Graphic showing the parts of a board and batten wall, including the battens, base board, top board, and chair rail

Now let’s go over the steps to lay out a board and batten wall and achieve an even spacing between each batten without having an uneven gap on either end.

Step One: Measure Each Wall

The first step is to measure the width of each wall in inches using a tape measure. If you have measurements in feet, then convert them to inches.

Step Two: Determine Your Preferred Spacing

Now you’ll want to plan your preferred or ideal spacing between each batten on the wall. This is likely not going to be the final, precise spacing, but it will give you a target to shoot for.

The most common spacing is 10 to 12 inches apart, but you can space the battens as close or far apart as you like.

Step Three: Determine the Exact Spacing

Now that you have an idea of how far apart you’d like the battens, it’s time to figure out what will work with your wall and material choices. The easiest way to do this is to determine the width of the battens and the preferred space between them and figure out how many will fit on the wall.

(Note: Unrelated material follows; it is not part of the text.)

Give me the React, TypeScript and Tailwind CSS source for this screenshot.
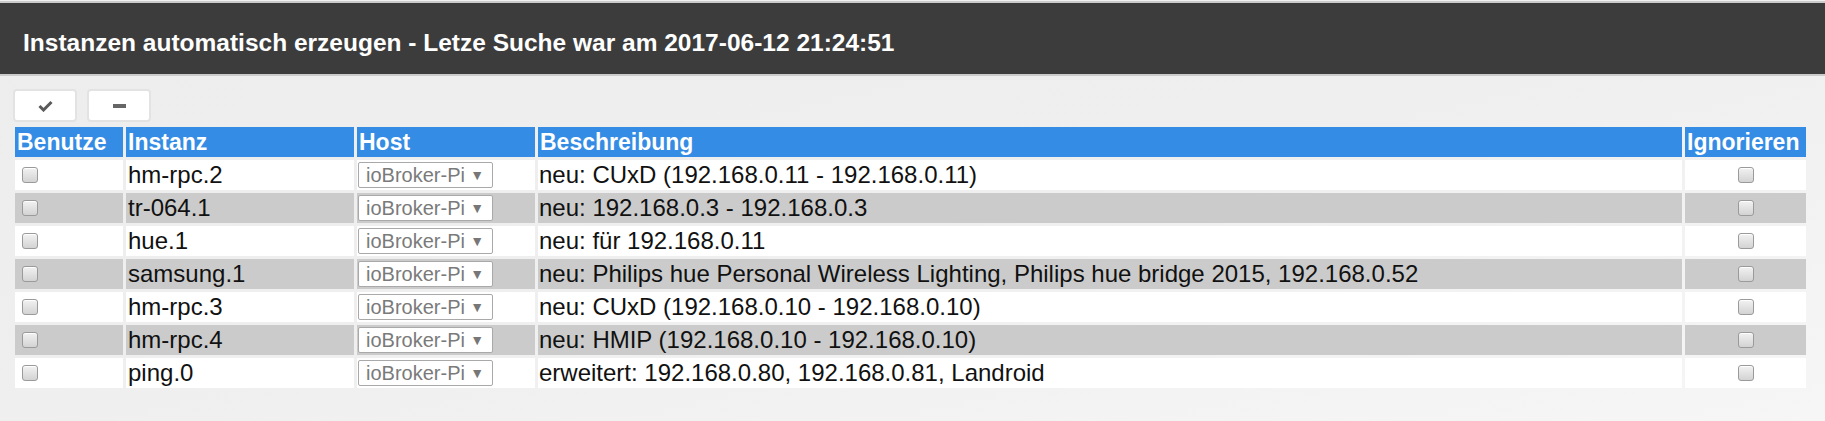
import { ReactNode } from "react";

interface Row {
  instance: string;
  description: string;
}

const rows: Row[] = [
  { instance: "hm-rpc.2", description: "neu: CUxD (192.168.0.11 - 192.168.0.11)" },
  { instance: "tr-064.1", description: "neu: 192.168.0.3 - 192.168.0.3" },
  { instance: "hue.1", description: "neu: für 192.168.0.11" },
  {
    instance: "samsung.1",
    description:
      "neu: Philips hue Personal Wireless Lighting, Philips hue bridge 2015, 192.168.0.52",
  },
  { instance: "hm-rpc.3", description: "neu: CUxD (192.168.0.10 - 192.168.0.10)" },
  { instance: "hm-rpc.4", description: "neu: HMIP (192.168.0.10 - 192.168.0.10)" },
  { instance: "ping.0", description: "erweitert: 192.168.0.80, 192.168.0.81, Landroid" },
];

function Checkbox() {
  return (
    <span className="block w-[16px] h-[16px] rounded-[3px] border border-[#9a9a9a] bg-gradient-to-b from-[#f2f2f2] to-[#d3d3d3] shadow-[inset_0_1px_0_#fff]" />
  );
}

function HostSelect() {
  return (
    <div className="ml-px flex items-center justify-between w-[135px] h-[26px] bg-white border border-[#a9a9a9] rounded-[2px] pl-[7px] pr-[8px] text-[20px] leading-none text-[#7a7a7a]">
      <span>ioBroker-Pi</span>
      <span className="text-[14px] text-[#777]">▼</span>
    </div>
  );
}

function ToolButton({ children }: { children: ReactNode }) {
  return (
    <button className="flex items-center justify-center w-[64px] h-[33px] bg-white border-2 border-[#e3e3e3] rounded-[4px]">
      {children}
    </button>
  );
}

function Th({ children }: { children: ReactNode }) {
  return (
    <th className="h-[30px] p-0 px-[2px] text-left font-bold text-[23px] leading-[30px] text-white bg-[#348ce4]">
      {children}
    </th>
  );
}

function Cell({ bg, className = "", children }: { bg: string; className?: string; children: ReactNode }) {
  return (
    <td className={`p-0 ${bg}`}>
      <div className={`h-[30px] flex items-center whitespace-nowrap ${className}`}>{children}</div>
    </td>
  );
}

export default function App() {
  return (
    <div className="w-[1825px] h-[421px] bg-gradient-to-br from-[#ededed] via-[#efefef] to-[#f6f6f6] font-['Liberation_Sans',Arial,sans-serif] overflow-hidden">
      <div className="pt-px bg-[#f0f0f0]">
        <div className="h-[75px] bg-[#3c3c3c] border-t-2 border-b-2 border-[#cbcbcb] flex items-center pl-[23px] pt-[10px]">
          <h1 className="text-[24.5px] font-bold text-white">
            Instanzen automatisch erzeugen - Letze Suche war am 2017-06-12 21:24:51
          </h1>
        </div>
      </div>

      <div className="flex gap-[10px] pl-[13px] pt-[13px]">
        <ToolButton>
          <svg width="15" height="12" viewBox="0 0 15 12">
            <path d="M1.5 6 L5.5 10 L13.5 2" fill="none" stroke="#5a5a5a" strokeWidth="3" />
          </svg>
        </ToolButton>
        <ToolButton>
          <span className="block w-[13px] h-[4px] bg-[#666]" />
        </ToolButton>
      </div>

      <table className="ml-[12px] mt-[2px] w-[1797px] table-fixed border-separate border-spacing-[3px]">
        <colgroup>
          <col className="w-[108px]" />
          <col className="w-[228px]" />
          <col className="w-[178px]" />
          <col className="w-[1144px]" />
          <col className="w-[121px]" />
        </colgroup>
        <thead>
          <tr>
            <Th>Benutze</Th>
            <Th>Instanz</Th>
            <Th>Host</Th>
            <Th>Beschreibung</Th>
            <Th>Ignorieren</Th>
          </tr>
        </thead>
        <tbody className="text-[24px] leading-none text-[#111]">
          {rows.map((row, i) => {
            const bg = i % 2 === 0 ? "bg-white" : "bg-[#cbcbcb]";
            return (
              <tr key={row.instance}>
                <Cell bg={bg} className="pl-[7px]">
                  <Checkbox />
                </Cell>
                <Cell bg={bg} className="px-[2px]">
                  {row.instance}
                </Cell>
                <Cell bg={bg}>
                  <HostSelect />
                </Cell>
                <Cell bg={bg} className="px-[1px]">
                  {row.description}
                </Cell>
                <Cell bg={bg} className="justify-center">
                  <Checkbox />
                </Cell>
              </tr>
            );
          })}
        </tbody>
      </table>
    </div>
  );
}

Find the Width of Batten and Preferred Space

Start by adding the width of one batten to the preferred space between them to get the width of the batten and the adjacent space.

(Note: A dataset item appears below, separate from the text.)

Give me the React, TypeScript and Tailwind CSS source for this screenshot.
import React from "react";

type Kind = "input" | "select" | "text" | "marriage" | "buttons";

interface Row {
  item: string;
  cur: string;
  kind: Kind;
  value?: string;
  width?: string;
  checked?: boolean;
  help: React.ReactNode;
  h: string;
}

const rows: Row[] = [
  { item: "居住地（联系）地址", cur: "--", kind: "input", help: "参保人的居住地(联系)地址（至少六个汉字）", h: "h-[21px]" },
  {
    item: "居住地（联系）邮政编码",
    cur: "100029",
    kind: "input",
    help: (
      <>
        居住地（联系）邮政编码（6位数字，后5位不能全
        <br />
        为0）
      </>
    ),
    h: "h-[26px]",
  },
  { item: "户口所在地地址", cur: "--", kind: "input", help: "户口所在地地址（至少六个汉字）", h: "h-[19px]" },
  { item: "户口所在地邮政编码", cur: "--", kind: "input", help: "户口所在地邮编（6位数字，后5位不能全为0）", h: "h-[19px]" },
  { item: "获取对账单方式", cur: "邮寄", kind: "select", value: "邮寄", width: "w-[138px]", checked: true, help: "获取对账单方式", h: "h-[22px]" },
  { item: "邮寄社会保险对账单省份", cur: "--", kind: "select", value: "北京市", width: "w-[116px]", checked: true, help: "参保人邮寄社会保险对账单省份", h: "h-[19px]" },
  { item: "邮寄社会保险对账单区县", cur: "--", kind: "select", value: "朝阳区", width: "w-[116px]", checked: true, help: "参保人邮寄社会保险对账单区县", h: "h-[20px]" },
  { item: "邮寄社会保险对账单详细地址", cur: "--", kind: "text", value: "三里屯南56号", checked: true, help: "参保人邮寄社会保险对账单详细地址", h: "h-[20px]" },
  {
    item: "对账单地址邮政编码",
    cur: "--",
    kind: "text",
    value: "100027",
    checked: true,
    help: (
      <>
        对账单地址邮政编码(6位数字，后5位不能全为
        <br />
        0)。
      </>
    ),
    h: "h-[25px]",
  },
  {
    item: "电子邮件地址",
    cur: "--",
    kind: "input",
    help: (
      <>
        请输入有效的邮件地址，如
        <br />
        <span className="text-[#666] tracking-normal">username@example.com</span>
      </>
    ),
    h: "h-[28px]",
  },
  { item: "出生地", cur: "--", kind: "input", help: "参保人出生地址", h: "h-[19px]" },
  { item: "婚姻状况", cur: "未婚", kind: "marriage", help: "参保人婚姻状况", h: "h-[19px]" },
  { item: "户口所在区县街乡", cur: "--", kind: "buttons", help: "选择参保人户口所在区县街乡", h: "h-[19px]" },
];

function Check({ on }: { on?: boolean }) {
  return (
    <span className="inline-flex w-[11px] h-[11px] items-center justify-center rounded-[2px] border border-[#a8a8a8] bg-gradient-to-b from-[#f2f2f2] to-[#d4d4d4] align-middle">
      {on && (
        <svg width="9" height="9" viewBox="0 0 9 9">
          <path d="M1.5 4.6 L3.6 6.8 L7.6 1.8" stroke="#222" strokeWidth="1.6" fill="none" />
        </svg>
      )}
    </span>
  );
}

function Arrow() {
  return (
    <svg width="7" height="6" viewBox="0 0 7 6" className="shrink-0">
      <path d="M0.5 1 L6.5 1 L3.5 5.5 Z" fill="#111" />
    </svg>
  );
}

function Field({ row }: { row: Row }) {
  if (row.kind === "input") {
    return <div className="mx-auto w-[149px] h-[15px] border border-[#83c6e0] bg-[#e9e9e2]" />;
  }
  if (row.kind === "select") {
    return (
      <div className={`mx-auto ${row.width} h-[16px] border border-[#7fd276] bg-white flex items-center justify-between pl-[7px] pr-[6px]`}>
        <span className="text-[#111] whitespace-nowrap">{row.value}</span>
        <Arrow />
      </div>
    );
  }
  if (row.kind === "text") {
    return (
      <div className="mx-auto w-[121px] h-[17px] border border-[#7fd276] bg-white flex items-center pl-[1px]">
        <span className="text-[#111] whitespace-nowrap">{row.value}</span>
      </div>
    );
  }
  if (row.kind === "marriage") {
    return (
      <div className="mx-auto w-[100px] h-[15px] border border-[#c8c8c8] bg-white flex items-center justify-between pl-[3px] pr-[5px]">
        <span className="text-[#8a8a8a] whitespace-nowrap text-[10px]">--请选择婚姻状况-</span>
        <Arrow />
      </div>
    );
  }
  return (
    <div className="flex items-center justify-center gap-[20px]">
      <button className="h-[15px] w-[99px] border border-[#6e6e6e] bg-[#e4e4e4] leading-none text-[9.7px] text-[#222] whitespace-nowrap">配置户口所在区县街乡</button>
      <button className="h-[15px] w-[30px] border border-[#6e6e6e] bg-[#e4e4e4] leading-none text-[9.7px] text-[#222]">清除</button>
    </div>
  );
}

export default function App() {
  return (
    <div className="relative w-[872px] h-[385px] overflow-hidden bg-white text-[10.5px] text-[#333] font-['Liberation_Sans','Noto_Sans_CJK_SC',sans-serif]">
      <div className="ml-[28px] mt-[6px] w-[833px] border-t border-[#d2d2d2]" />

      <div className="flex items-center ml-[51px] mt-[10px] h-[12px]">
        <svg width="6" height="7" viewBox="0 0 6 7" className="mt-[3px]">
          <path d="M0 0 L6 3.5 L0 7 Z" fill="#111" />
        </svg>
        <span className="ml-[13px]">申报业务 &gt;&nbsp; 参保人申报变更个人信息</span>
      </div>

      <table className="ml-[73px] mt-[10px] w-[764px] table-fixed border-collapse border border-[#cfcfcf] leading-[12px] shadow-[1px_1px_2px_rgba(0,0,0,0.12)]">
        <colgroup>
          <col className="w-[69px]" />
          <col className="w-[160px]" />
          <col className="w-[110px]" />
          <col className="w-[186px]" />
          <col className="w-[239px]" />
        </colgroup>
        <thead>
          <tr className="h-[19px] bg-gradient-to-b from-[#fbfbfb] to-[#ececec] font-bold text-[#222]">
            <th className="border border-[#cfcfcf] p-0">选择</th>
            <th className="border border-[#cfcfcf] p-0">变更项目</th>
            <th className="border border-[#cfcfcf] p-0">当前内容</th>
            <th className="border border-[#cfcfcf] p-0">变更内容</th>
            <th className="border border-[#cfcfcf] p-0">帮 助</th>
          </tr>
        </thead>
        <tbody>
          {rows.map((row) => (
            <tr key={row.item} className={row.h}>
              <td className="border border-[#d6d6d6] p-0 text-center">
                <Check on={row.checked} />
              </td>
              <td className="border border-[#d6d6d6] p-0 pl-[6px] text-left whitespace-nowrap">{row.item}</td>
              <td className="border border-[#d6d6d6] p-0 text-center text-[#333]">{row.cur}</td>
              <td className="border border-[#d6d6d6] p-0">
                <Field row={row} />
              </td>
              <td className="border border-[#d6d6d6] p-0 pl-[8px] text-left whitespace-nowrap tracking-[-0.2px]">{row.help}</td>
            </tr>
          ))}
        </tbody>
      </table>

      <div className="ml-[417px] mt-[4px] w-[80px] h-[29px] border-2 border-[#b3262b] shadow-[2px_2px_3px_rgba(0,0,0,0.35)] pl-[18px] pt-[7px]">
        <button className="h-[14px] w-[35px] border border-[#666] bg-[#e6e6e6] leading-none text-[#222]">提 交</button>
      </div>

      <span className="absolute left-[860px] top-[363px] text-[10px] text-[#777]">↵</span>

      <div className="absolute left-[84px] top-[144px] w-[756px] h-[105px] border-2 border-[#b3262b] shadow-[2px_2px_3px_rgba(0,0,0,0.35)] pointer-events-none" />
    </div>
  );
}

batten & space width = batten width + space width

Find the Remaining Wall Width

Then, subtract the width of one batten from the width of the wall. This is necessary to account for the first batten on the wall.

remaining width = wall width – batten width

Find the Number of Spaces

Next, divide the remaining wall width by the overall board and batten width to get an idea of how many battens and spaces you’ll need.

total spaces = remaining width ÷ batten & space

If the result is an even whole number, then you’re done, the spacing you chose will work perfectly! But, if the result has a decimal portion, then there are a few more things to do to find a spacing that will not leave a larger or smaller gap on the end.

To do this, round the result to the nearest whole number to find the total number of spaces on the wall.

Find the Width of Batten and Exact Space

Then, divide the remaining width by the total number of spaces on the wall to find the width of the space and adjacent batten.

batten & space width = remaining width ÷ total spaces

Find the Width of the Exact Space

Finally, subtract the width of the batten from this to find the precise width of the space.

exact space = batten & space width – batten width

Of course, the layout calculator above takes care of all of this to quickly find the perfect spacing and save considerable time.

Frequently Asked Questions

What kind of wood is used for board and batten?

For an indoor, faux board and batten wall, any wood will work. If you’re painting it, you may look for materials that accept paint well, such as poplar, maple, or pine. If you’re staining it, then you may want to look for a wood that will achieve the desired finish when stained.

For outdoor board and batten siding applications, cedar is the most common and preferred, but pine may also be used. PVC is also an excellent choice since it will not rot.

How thick should wood be for board and batten?

Traditional board and batten boards were 1″ thick, as were the battens. This is still standard for most exterior applications, but some newer materials including fiber cement and vinyl may be thinner.

Do you need plywood under board and batten?

For an exterior application, yes, the home should be fully framed, wrapped, and sheathed. For an interior faux board and batten wall, you can use plywood or MDF, or you can attach the battens directly to the drywall.